**GIVEN INSTRUCTION**
Scan the material for the word "React", and copy each line where it shows up.

**RAW DATA**
╔══
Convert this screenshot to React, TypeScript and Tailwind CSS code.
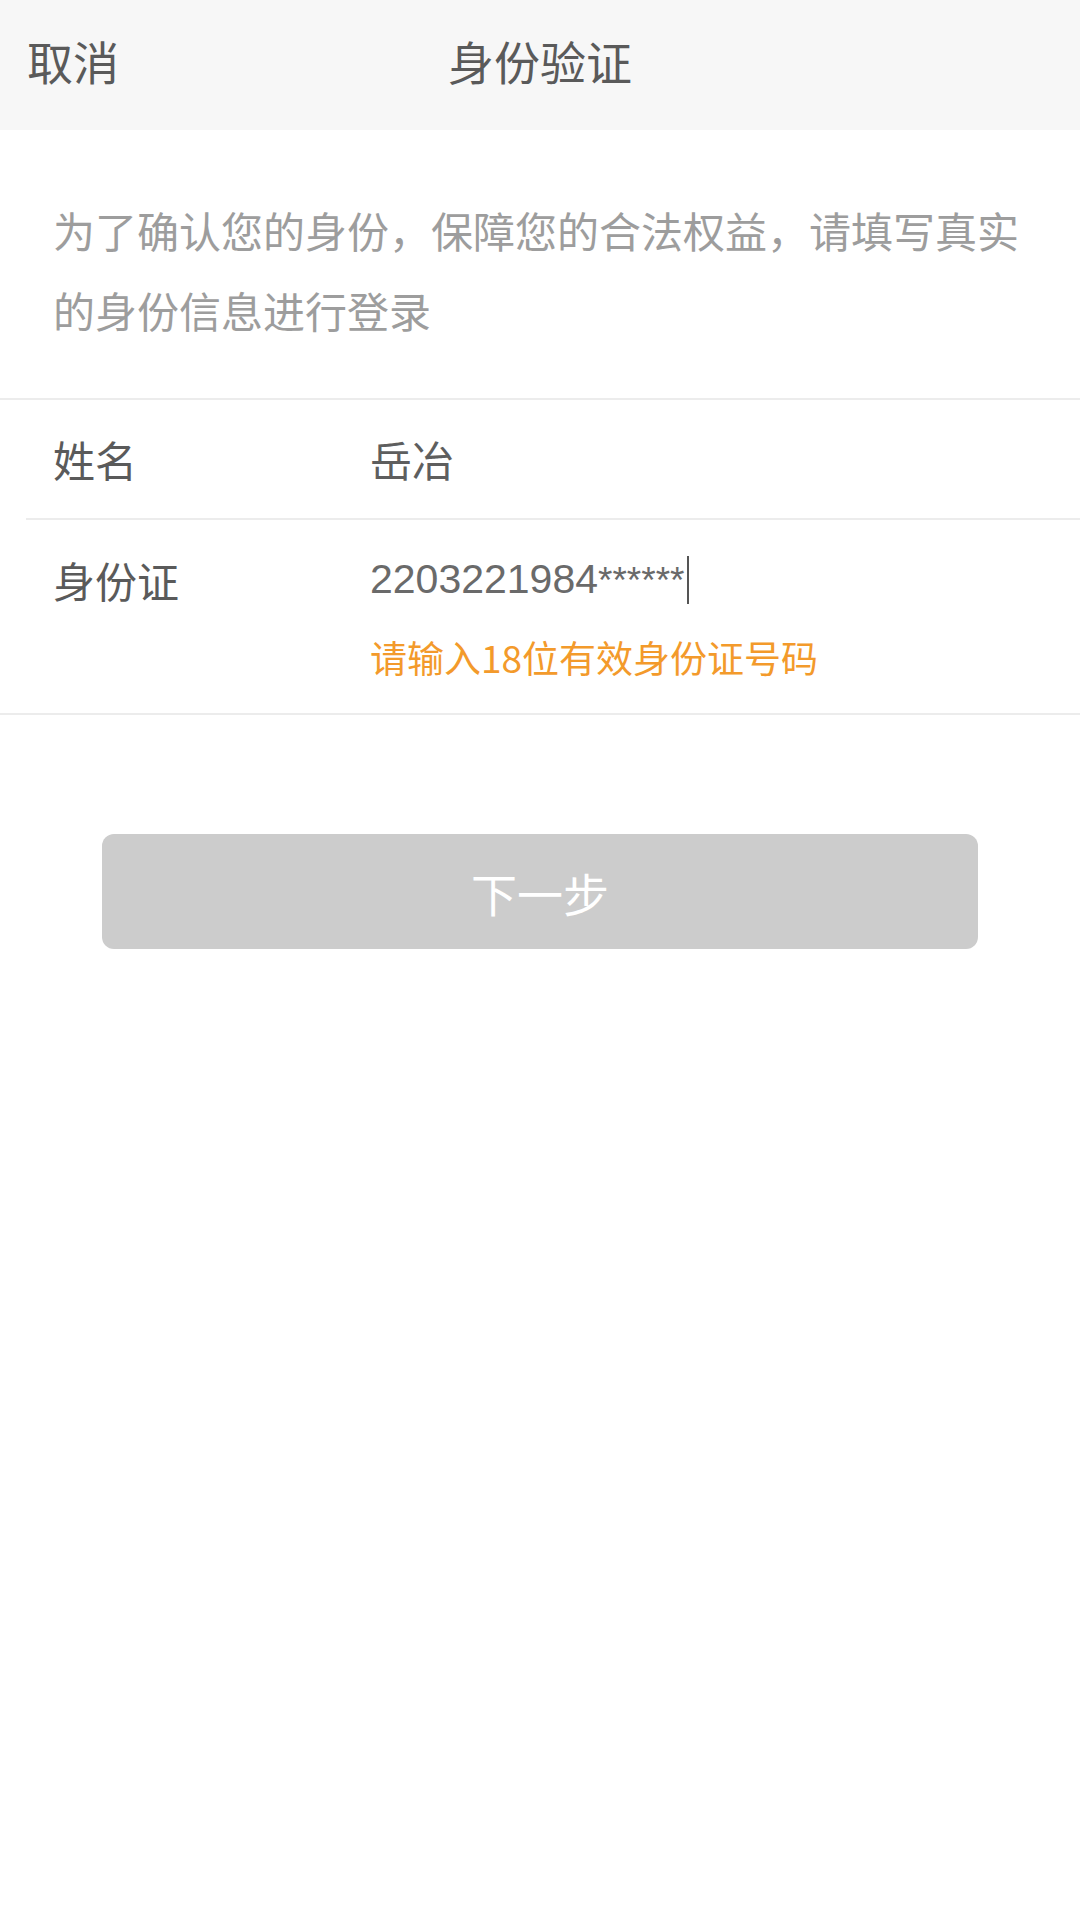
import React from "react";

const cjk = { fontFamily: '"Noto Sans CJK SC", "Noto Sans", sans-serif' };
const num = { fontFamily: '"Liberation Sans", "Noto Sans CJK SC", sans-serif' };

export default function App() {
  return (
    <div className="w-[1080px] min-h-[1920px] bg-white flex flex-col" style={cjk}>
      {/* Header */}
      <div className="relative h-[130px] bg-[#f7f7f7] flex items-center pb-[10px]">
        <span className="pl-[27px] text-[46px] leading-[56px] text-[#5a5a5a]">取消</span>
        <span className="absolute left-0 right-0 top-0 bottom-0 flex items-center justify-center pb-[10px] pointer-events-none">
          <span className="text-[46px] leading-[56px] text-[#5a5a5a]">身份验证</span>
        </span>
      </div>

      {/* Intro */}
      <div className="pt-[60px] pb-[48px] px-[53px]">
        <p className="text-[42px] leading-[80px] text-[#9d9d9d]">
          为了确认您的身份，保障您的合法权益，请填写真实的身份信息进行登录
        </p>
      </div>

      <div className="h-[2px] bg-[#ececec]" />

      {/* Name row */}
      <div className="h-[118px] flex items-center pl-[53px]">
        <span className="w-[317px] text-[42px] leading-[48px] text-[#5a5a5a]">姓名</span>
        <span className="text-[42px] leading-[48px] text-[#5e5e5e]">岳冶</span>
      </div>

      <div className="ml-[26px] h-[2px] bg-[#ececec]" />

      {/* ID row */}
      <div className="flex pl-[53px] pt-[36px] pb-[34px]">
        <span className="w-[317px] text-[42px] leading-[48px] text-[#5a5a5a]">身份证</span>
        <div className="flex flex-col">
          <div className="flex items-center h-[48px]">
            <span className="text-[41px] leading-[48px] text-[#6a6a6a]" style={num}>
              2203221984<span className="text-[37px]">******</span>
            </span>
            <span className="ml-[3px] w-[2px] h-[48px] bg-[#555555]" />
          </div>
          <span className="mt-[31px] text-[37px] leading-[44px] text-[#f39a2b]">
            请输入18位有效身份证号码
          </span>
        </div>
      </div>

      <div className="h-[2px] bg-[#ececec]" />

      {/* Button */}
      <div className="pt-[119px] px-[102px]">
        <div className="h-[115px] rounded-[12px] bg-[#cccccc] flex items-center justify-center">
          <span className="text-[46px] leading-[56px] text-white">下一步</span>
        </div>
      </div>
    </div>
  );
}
╚══
**RESPONSE TO THE EXERCISE**
Convert this screenshot to React, TypeScript and Tailwind CSS code.
import React from "react";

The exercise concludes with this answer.